Picture this: It is 2 pm and students of class 9 in Government Inter College Gaurihat in the hills of Pithoragarh district are seated in front of an LED TV in their school and learning “Simple Present Tense” from their teacher, Kavita Rawat. But there is a twist. Rawat is not in the classroom. Instead, she is in front of a camera inside a studio situated almost 500 km away from the classroom. Rawat is the ICT Virtual Classroom set up in the campus of Rajeev Gandhi Navodaya Vidyalaya in Dehradun. Earlier in the day, students of class 10 from various schools across the state were getting clarification about “amorphous oxides” through similar method from a science teacher stationed in the same studio in Dehradun.
This is an example of virtual classrooms that have been launched in Uttrakhand recently and the state government claims to be the first state to have this facility for school education. The studios and the classrooms are connected through a satellite.
Under this project, around 300 state government schools have been connected to four central studios set up in the campus of Rajiv Gandhi Navodaya Vidyalaya. Each Studio has two cameras, a wall paper, a smart TV for output, two computers to manage technical snags and keep an eye on the virtual classroom set up in the schools in the remote areas. There are two microphones as well in each studio. Each day, topics for the class are written on the wallpaper while the concerned teacher elucidates the matters and she appears on the smart TV screen.

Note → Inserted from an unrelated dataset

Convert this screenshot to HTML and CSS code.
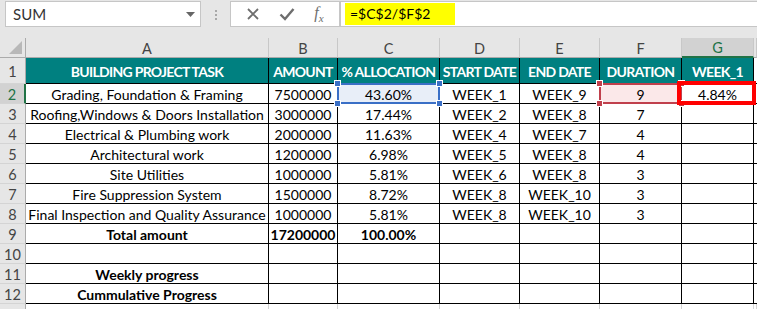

In the classroom of these connected schools, a camera with a microphone and a speaker is provided alongwith an LED screen. The students watch the screen and are able to listen to whatever the teacher writes on her screen in the studio.
The state government has a target of connecting over 500 schools in remote locations with such virtual classrooms. Chief Minister Trivendra Singh Rawat inaugurated the project recently in Dehradun. Schools with connected virtual classrooms are now available in all 13 districts across the state.
The Centre pays for 90 per cent of the project cost while the state government manages the remaining 10 per cent. The government claims that nearly 1.90 lakh students studying in classes 6 to 12 in government-run secondary schools will be benefitted by these virtual classroom facilities. According to officials, the number of schools selected for being connected to virtual classrooms include 82 in Pauri district, 61 in Nainital district, 52 each in Almora and Tehri, 46 in Dehradun, 45 in Chamoli, 40 in Pithoragarh, 21 in Rudraprayag, 15 in Champawat and 10 each in Bageshwar and Haridwar districts.
Dr Mukul Kumar Sati, Additional State Project Director in the Education Department, said, “An MoU has been signed with Centre’s Telecommunications Consultants India Ltd (TCIL) to setup four studios in Dehradun”.
As virtual classrooms became operational in middle of the current academic year, the Education Department has decided to start formal classes according to the syllabus from next session. “In the current session, teachers in the studio have been directed to interact with the students and remove any confusions students may have about the topics covered in the syllabus for the annual examinations. Students are asking their queries and teachers in the studio are replying,” Sati said.
According to officials, the virtual classroom project will be helpful for those schools where expert teacher of any particular subject like Mathematics, Physics, Chemistry, and English are not available. Students enrolled in these schools will get classes from expert teachers through virtual classes.
Manish Joshi, Assistant Manager, technical operations in virtual classroom campus, said that more than 300 schools have been connected so far. “We have four teachers presently and interviews are being conducted to hire more,” he said.
Officials said that from December 23, classes will be run to help students prepare for medical and engineering entrance exams.